The outcome was far from settled, as thousands of votes had yet to be counted in Bozeman, Missoula, Great Falls and Billings. However, most of those uncounted votes were in Bozeman and Missoula, where Tester has been beating Rosendale in earlier returns.
Tester, who had seen an early lead slip away after midnight and trailed by 2,600 votes early Wednesday, told supporters late Tuesday night that he felt confident of victory.
“I feel absolutely, unequivocally very good about where we’re at right now,” he said to the crowd at his election-night party at the Holiday Inn in Great Falls. “And I will tell you that I look forward to sharing with you tomorrow some very good news.
“But I can’t do it tonight. And I can’t do it tonight because we have to wait for all of the votes to be counted.”
It was still unclear Wednesday morning how many votes remained in which counties. However, absentee counts and other sources indicated that anywhere from 20,000 to 40,000 more votes may still be uncounted.
Rosendale, the state auditor, told his supporters at a Helena election-night party Tuesday that the race wouldn’t be decided until Wednesday.
“It looks like it’s going to be a long night,” he said. “They’re going to be driggling and driving votes in for quite some time now.”

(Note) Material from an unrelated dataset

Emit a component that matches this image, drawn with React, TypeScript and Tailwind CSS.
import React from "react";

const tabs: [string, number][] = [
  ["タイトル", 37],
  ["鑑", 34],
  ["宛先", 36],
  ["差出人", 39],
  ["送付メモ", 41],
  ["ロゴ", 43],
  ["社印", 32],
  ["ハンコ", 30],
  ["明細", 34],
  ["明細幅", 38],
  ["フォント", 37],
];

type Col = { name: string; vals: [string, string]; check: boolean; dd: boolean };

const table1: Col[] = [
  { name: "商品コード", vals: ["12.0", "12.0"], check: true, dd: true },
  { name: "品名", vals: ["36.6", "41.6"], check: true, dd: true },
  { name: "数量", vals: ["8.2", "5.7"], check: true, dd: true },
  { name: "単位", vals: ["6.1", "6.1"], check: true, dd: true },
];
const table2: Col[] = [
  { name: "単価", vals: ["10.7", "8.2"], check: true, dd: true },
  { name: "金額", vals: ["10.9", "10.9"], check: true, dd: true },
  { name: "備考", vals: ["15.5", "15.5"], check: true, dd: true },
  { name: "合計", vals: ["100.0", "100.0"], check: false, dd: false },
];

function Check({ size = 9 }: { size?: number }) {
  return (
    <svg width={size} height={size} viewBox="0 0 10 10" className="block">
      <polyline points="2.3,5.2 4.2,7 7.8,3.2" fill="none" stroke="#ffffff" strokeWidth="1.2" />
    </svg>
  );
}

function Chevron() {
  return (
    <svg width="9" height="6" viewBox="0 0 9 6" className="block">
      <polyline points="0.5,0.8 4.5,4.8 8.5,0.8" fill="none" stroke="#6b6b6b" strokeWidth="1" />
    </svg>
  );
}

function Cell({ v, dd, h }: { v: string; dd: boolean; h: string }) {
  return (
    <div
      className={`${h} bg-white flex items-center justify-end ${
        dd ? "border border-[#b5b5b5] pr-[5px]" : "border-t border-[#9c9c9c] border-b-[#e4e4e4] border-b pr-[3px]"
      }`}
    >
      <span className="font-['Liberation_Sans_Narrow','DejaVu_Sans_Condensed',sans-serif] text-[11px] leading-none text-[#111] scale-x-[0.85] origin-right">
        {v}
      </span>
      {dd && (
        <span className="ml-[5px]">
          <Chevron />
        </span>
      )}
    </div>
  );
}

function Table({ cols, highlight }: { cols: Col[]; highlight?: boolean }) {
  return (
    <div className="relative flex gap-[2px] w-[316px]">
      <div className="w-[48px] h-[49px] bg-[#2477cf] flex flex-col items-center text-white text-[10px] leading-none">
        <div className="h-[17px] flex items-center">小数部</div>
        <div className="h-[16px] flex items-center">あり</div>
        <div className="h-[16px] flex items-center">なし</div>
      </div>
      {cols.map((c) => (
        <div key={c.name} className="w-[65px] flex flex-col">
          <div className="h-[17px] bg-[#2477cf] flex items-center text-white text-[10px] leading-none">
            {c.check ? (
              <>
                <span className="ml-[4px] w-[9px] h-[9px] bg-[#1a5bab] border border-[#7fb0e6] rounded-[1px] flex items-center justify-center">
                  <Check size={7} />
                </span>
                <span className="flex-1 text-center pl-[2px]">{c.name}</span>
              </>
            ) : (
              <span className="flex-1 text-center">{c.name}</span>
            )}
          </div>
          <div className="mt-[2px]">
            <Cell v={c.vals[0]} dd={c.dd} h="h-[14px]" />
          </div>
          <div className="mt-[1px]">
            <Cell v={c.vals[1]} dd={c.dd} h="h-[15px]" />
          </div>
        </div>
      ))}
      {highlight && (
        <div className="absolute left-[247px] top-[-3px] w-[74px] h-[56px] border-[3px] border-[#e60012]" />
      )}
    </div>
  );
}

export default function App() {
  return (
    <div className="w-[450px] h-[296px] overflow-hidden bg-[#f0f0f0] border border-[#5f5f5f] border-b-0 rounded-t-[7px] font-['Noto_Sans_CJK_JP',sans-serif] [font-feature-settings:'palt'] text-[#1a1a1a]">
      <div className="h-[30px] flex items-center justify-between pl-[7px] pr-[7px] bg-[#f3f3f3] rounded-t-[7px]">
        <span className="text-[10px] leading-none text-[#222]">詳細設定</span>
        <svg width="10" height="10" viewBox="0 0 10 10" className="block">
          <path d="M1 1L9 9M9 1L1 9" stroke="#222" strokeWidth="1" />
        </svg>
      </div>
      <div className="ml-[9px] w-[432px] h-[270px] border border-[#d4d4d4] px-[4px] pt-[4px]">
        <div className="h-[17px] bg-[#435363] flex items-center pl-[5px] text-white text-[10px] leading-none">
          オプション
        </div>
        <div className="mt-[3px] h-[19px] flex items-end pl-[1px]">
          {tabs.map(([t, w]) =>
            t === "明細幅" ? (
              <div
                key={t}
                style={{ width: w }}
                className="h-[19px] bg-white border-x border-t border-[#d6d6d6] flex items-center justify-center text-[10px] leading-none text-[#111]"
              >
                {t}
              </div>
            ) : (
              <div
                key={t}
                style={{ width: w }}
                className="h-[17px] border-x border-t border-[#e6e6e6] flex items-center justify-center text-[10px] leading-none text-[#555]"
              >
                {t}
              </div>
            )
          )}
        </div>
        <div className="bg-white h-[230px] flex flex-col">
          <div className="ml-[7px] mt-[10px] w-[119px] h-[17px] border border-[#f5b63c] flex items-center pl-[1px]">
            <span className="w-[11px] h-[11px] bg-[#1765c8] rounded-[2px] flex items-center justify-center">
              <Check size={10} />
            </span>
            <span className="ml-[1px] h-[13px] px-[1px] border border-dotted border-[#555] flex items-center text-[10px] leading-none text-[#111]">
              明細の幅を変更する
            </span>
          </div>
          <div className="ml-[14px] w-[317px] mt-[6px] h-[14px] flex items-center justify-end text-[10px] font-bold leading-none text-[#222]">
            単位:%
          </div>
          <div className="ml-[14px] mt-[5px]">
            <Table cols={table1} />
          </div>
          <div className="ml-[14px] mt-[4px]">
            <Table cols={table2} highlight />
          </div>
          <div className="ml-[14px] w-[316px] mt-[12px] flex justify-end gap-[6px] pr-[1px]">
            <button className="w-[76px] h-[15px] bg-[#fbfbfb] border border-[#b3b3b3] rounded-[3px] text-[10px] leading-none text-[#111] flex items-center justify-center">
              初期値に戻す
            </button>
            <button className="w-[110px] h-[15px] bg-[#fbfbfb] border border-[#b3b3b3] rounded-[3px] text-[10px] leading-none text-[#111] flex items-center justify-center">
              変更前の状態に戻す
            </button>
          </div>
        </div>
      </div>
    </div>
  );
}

Tester, a farmer from Big Sandy, led early Tuesday evening as the first round of absentee votes were counted in major cities, but the race slowly tightened as more and more returns came in from rural counties, where Rosendale did well.
Tester, however, led in all of the state’s major cities except Kalispell and Billings, and led in a handful of smaller counties as well, such as Hill and Park and counties with substantial Native American populations.
The Senate race is the most expensive single electoral contest in Montana history, with more than $60 million spent by the candidates and outside groups.
President Trump also visited Montana four times since July to campaign for Rosendale and against Tester, including a stop at the Bozeman airport on Saturday.